[Task statement]: Select, from the data, each line where "React" occurs.

>> BEGIN Source excerpt

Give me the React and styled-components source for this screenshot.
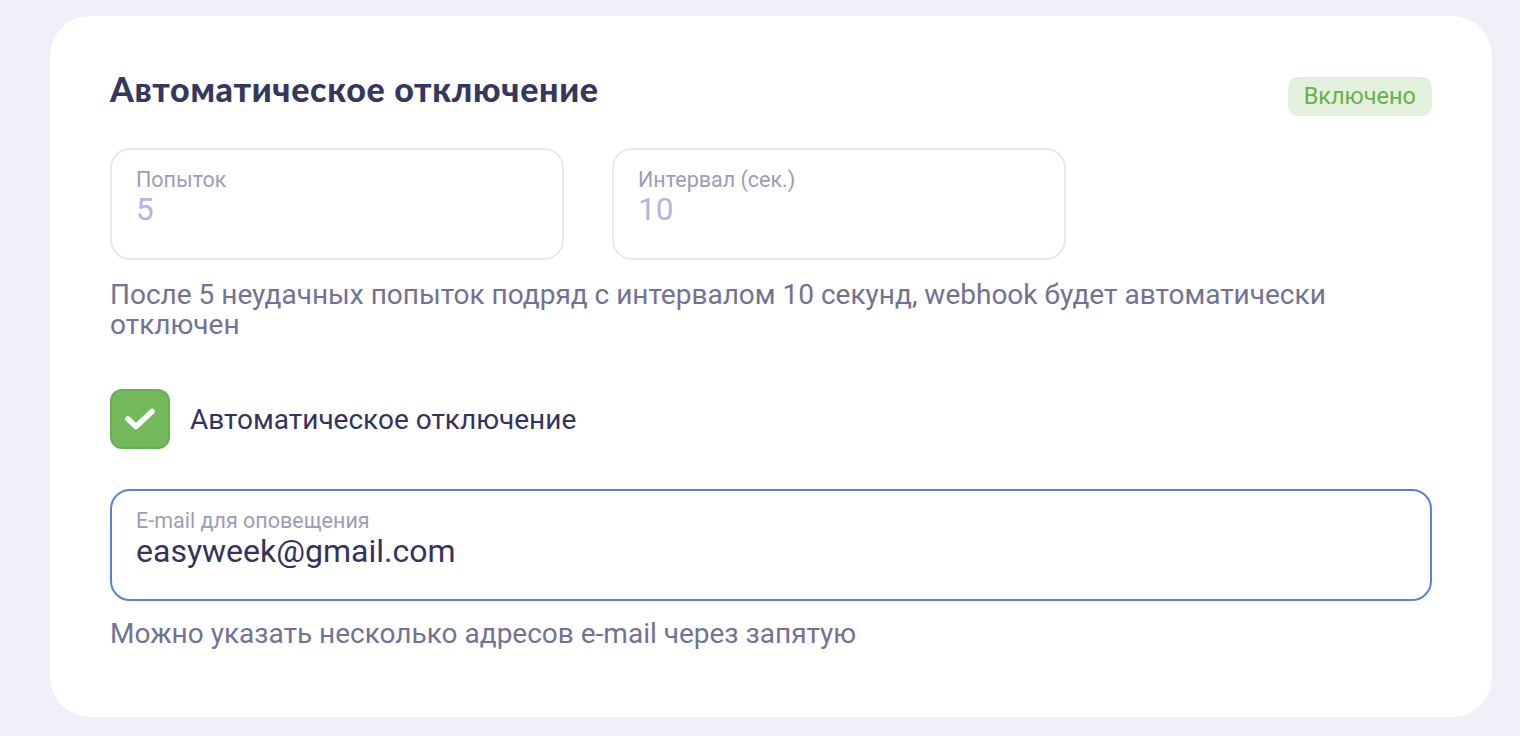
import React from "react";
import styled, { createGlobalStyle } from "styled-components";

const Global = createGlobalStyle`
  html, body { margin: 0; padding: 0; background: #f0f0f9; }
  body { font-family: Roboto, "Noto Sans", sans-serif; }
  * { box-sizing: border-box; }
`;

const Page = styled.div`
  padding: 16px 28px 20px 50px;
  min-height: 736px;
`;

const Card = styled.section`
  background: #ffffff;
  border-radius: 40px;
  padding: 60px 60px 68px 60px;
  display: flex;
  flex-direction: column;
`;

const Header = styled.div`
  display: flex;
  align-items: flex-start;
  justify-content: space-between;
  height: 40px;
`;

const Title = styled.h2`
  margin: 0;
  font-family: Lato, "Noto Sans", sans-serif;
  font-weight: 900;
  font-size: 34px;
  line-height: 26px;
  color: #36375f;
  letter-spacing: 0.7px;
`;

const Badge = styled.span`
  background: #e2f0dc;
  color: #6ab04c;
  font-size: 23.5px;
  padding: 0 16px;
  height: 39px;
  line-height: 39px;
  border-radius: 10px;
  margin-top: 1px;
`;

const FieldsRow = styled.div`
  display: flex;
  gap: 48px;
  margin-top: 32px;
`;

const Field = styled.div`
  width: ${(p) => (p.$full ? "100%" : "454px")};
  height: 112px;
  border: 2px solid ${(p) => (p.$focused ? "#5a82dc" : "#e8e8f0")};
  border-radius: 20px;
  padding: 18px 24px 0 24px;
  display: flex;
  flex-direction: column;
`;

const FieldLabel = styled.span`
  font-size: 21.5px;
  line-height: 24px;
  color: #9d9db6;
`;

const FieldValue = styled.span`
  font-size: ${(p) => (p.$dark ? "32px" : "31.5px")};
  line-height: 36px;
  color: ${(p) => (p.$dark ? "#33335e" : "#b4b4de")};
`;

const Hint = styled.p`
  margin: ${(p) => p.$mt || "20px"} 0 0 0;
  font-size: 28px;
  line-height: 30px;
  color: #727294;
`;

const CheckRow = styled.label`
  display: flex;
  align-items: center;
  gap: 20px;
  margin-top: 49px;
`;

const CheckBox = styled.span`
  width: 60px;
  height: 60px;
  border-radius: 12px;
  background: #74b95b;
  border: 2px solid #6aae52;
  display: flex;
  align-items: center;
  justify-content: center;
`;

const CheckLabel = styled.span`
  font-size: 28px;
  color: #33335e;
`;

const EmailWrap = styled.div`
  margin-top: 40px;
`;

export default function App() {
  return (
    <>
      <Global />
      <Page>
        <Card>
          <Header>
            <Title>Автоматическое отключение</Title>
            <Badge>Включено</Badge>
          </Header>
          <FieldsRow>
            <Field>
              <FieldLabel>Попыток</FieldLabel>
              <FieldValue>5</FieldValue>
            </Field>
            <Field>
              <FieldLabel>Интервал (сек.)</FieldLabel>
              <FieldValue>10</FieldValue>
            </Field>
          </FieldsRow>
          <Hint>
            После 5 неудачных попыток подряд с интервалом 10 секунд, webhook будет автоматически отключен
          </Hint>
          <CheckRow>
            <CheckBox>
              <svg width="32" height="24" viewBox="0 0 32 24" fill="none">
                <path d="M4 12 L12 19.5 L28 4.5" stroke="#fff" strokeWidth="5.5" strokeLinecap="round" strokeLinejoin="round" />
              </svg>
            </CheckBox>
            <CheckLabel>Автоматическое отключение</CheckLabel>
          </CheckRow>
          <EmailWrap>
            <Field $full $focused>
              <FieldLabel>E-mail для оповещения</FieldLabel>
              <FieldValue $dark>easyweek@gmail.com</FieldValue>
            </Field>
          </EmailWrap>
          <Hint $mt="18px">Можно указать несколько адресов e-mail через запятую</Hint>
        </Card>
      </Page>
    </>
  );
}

>> END Source excerpt

[Full response]:
Give me the React and styled-components source for this screenshot.
import React from "react";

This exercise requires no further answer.